We don’t need to match those exactly to take our own meanings from it. It’s a book that requires subjective responses and sparks off hours of talk and reflection. One friend commented, ‘I can only tell you that I read it as the solitary, bookish, eldest child who felt responsible for his younger siblings. Few children’s books I’ve read touch those deep feelings.’ Middle school children were moved to recall a host of stories of baby-sitting, of being left in charge. Is this the age for the book? Do you need a certain distancing from childhood – Sendak’s dominant theme – to be able to respond to the subtle postures, gazes, evasions, expressions and movements of these pictures. What do we make of mother in all this? Whose story is it? (Sendak says Ida is the heroine but the story is really the baby’s.)

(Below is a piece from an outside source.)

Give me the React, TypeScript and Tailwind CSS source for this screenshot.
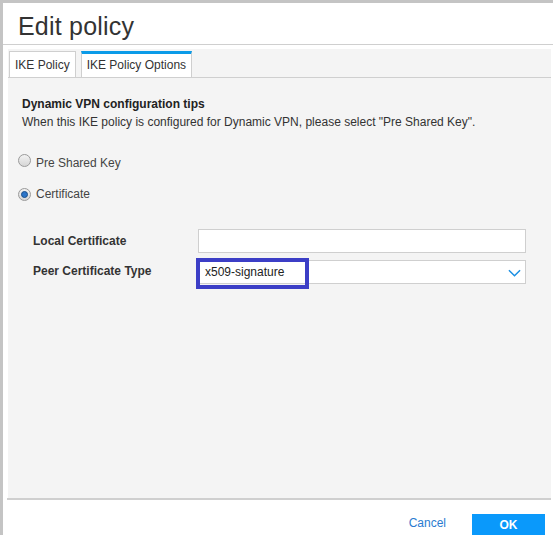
import React, { useState } from 'react';

const Radio: React.FC<{ checked: boolean }> = ({ checked }) => (
  <span className="relative inline-flex h-[13px] w-[13px] items-center justify-center rounded-full border border-[#9a9a9a] bg-gradient-to-b from-[#f2f2f2] to-[#d6d6d6]">
    {checked && <span className="h-[7px] w-[7px] rounded-full border border-[#1a4f8a] bg-[#2b74c8]" />}
  </span>
);

const ChevronDown: React.FC<{ className?: string }> = ({ className }) => (
  <svg className={className} viewBox="0 0 14 8" fill="none" stroke="currentColor">
    <path strokeWidth={1.6} d="M1 1l6 6 6-6" />
  </svg>
);

const App: React.FC = () => {
  const [auth, setAuth] = useState<'psk' | 'cert'>('cert');

  return (
    <div className="h-[535px] w-[553px] overflow-hidden bg-[#c4c4c4] pl-[3px] pt-[3px] font-['Liberation_Sans',Arial,sans-serif] text-[12px] text-[#333]">
      <div className="flex h-full flex-col bg-white">
        <header className="flex h-[42px] items-center border-b border-[#cfcfcf] pl-[15px] pt-[6px]">
          <h1 className="text-[25px] font-normal tracking-[0.2px] text-[#333]">Edit policy</h1>
        </header>

        <div className="ml-[5px] mr-[2px] mt-[4px] flex flex-1 flex-col bg-[#f4f4f4]">
          <div className="flex h-[29px] items-end gap-[5px] border-b border-[#cfcfcf] pl-[1px]">
            <button className="h-[26px] border border-b-0 border-[#cfcfcf] bg-white px-[5px] text-[12px] text-[#333]">
              IKE Policy
            </button>
            <button className="h-[26px] border border-b-0 border-t-[3px] border-[#cfcfcf] border-t-[#0a9be8] bg-white px-[5px] pb-[1px] text-[12px] text-[#333]">
              IKE Policy Options
            </button>
          </div>

          <div className="flex-1 pl-[14px]">
            <div className="mt-[18px] font-bold leading-[16px] text-[#222]">Dynamic VPN configuration tips</div>
            <div className="mt-[2px] leading-[16px] text-[#333]">
              When this IKE policy is configured for Dynamic VPN, please select "Pre Shared Key".
            </div>

            <label className="mt-[25px] flex h-[16px] cursor-pointer items-center gap-[5px] text-[#444]" onClick={() => setAuth('psk')}>
              <span className="-ml-[4px]"><Radio checked={auth === 'psk'} /></span>
              <span>Pre Shared Key</span>
            </label>
            <label className="mt-[15px] flex h-[16px] cursor-pointer items-center gap-[5px] text-[#444]" onClick={() => setAuth('cert')}>
              <span className="-ml-[4px]"><Radio checked={auth === 'cert'} /></span>
              <span>Certificate</span>
            </label>

            <div className="mt-[27px] pl-[11px]">
              <div className="flex h-[24px] items-center">
                <span className="w-[165px] font-bold text-[#333]">Local Certificate</span>
                <input className="h-[24px] w-[328px] border border-[#cfcfcf] bg-white px-[6px] text-[12px] outline-none" />
              </div>
              <div className="mt-[7px] flex h-[24px] items-center">
                <span className="-mt-[2px] w-[165px] font-bold text-[#333]">Peer Certificate Type</span>
                <div className="relative flex h-[24px] w-[328px] items-center border border-[#cfcfcf] bg-white pl-[6px]">
                  <span className="text-[#222]">x509-signature</span>
                  <ChevronDown className="absolute right-[4px] top-[8px] h-[8px] w-[13px] text-[#1a8fe3]" />
                  <span className="absolute -left-[3px] -top-[3px] h-[31px] w-[113px] border-[4px] border-[#3c3ec6]" />
                </div>
              </div>
            </div>
          </div>
        </div>

        <footer className="ml-[4px] mr-[2px] flex h-[37px] items-end justify-end gap-[26px] border-t-2 border-[#cfcfcf]">
          <button className="mb-[3px] text-[12px] text-[#2a7bd0]">Cancel</button>
          <button className="mr-[6px] h-[21px] w-[73px] bg-[#0a99fb] text-[12px] font-bold text-white">OK</button>
        </footer>
      </div>
    </div>
  );
};

export default App;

Through his work Sendak says he is ‘trying to unravel this loose mystery of myself … of my own childhood.’ He offers us, adults and children, a way into understanding something of ourselves, the powerful and mysterious experience of childhood and the way children manage to come to grips with the realities of their lives. He knows too that it is something beyond words. `Whenever I get really close to it I think, no it’s from some deeper part of myself than my head.’
We can only find the answers to our questions about this book by sharing, sharing it with individuals and classes, of whatever age, that we know well, by listening to what they have to say and the stories they have to tell, or allowing them to be silent and giving them the opportunity to paint, act, dance or make music. If we let them, the children will show us the way.